The life and times of Maxim Hermaniuk


by Christopher Guly

OTTAWA - For almost half a century, he was the mitre on the Prairies for the Ukrainian Catholic Church in Canada.

In days gone by, his scholasticism would have earned him the label "Doctor of the Church." In these times, Maxim Hermaniuk's aplomb at diplomatic ecumenism made him the penultimate conciliator. His loyalties were many. To Ukrainians, his voice against Soviet communism was considered among the most credible. To Ukrainian Catholics, his loyalty to Rome - especially during the high points of the patriarchal movement from the 1960s to 1980s - was second to none. To Rome, he was, not surprisingly, perhaps the best friend in the Eastern Rite.

Few would dispute the indelible mark Canada's first Ukrainian Catholic metropolitan, who died in Winnipeg on May 3, left on the Church's, if not Canada's, history.

When he attended Vatican II - as chairman of the 15-member Ukrainian Catholic bishops' delegation - Archbishop Hermaniuk was instrumental in securing the release of Cardinal Josyf Slipyj from the Soviet's grasp. Taking advantage of 2,500 bishops present in Rome, he took an ad out in Il Journale D'Italia on November 22, 1962, calling for support in bringing Archbishop-Major Slipyj to the Vatican.

"It was a day that the whole Church listened to our voice," recalled Metropolitan Hermaniuk in The Weekly in 1987. Pope John XXIII heard, and sent a delegation to Moscow. On February 10, 1963, Metropolitan Slipyj of Lviv arrived in Rome.

"I remember the feeling I had when we all walked into the Second Session [of Vatican II] with [Cardinal Slipyj] on October 11, 1963," said Metropolitan Hermaniuk. "You could hear a fly, a pin drop. All eyes were directed toward him - they considered him a witness to the persecution of the Church."

Metropolitan Hermaniuk, meanwhile, became known as the "father of collegiality" for promoting equality among the hierarchy through a permanent synod of bishops, and as an ecumenical peacemaker.

"We are a minority within the Roman Catholic Church, and I think Archbishop Hermaniuk's good public relations skills ensured that our voice was heard," the late Bishop Jerome Chimy of New Westminster, British Columbia, said in a 1991 interview.

In December 1965, during the last Vatican II session, Metropolitan Hermaniuk argued that the 11th century excommunication of the patriarch of Constantinople was not the result of any doctrinal differences between the Orthodox and Catholic Churches.

"When some of the bishops heard that, it was like an atom bomb had dropped," recalled the metropolitan.

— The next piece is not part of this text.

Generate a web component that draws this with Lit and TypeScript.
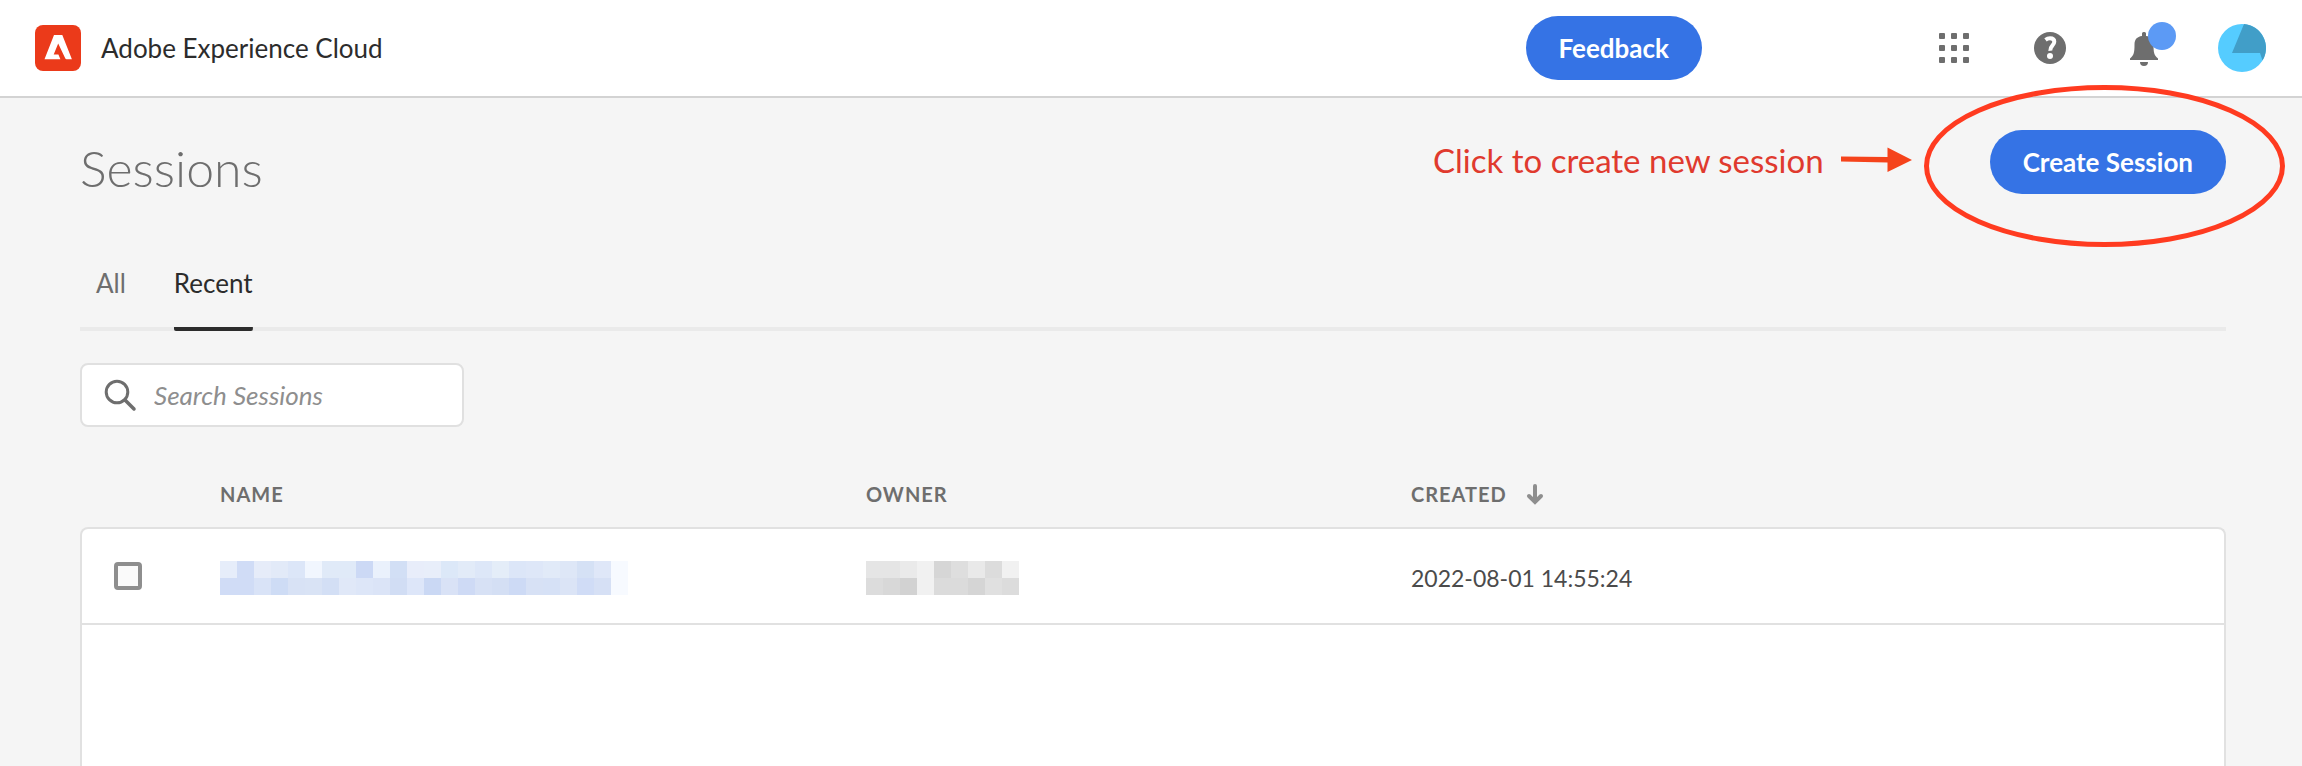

But his argument was obviously convincing.

On December 7, 1965, a representative of Patriarch Athanagoras heard Pope Paul VI publicly revoke the excommunication of his predecessor. "There was so much applause, the longest of the entire Synod, that it didn't seem to end. It was such a joy for me that after nine centuries of condemnation and incrimination, there was finally an understanding."

Twenty-four years later, Archbishop Hermaniuk - then 78 - experienced a more personal reconciliation when he returned to Ukraine after an absence of 51 years.

He recalled the moment in a 1990 interview with The Weekly. "I was leaving [Lviv's] Dnister Hotel to go out and saw a group of people. I was approached by a lady who greeted me with flowers. I said to her, 'Would I know you, dear lady?' She said, 'I'm your younger sister, Natalka.' When I left home, she was 12. Now, she [was] 62 with children and grandchildren. Of course, she started to cry and so did I. Beside her was another woman crying as well...'I'm your older sister, Maria,' she said. She [was] 80."

But beneath his diminutive 5-foot-4-inch exterior lay a Napoleonesque, steely-willed determination. Rules, for Metropolitan Hermaniuk, were rules. When asked about the intransigence to resign by his old friend and similar aged colleague, Toronto's Bishop Isidore Borecky, the archbishop told The Weekly in a 1993 interview, "I know his situation, but this is the law of the Church. Bishops and archbishops have to comply. But he prefers to say no."

Two years earlier, Metropolitan Hermaniuk chaired a Ukrainian Catholic commission that created a unique canon law code for the Eastern Church. Among its provisions: a mandatory retirement age of 75 for Ukrainian Catholic bishops.

Yet the gravelly voiced prelate would omit such details in conversation. A scholars' scholar, it was left up to reporters and interrogators to fill in the blanks.

Named an officer of the Order of Canada in 1982 and a member of Manitoba's Order of the Buffalo Hunt 12 years later, Metropolitan Hermaniuk will probably be remembered as embracing the attitude of his episcopal motto, "Thy Kingdom Come."

Certainly, he saw his own life as the result of divine providence. "During my darkest moments, I would always say, "Lord, it's absolutely up to you what I will do," he said. "Relief came in knowing that I was trying to do what I thought was His will."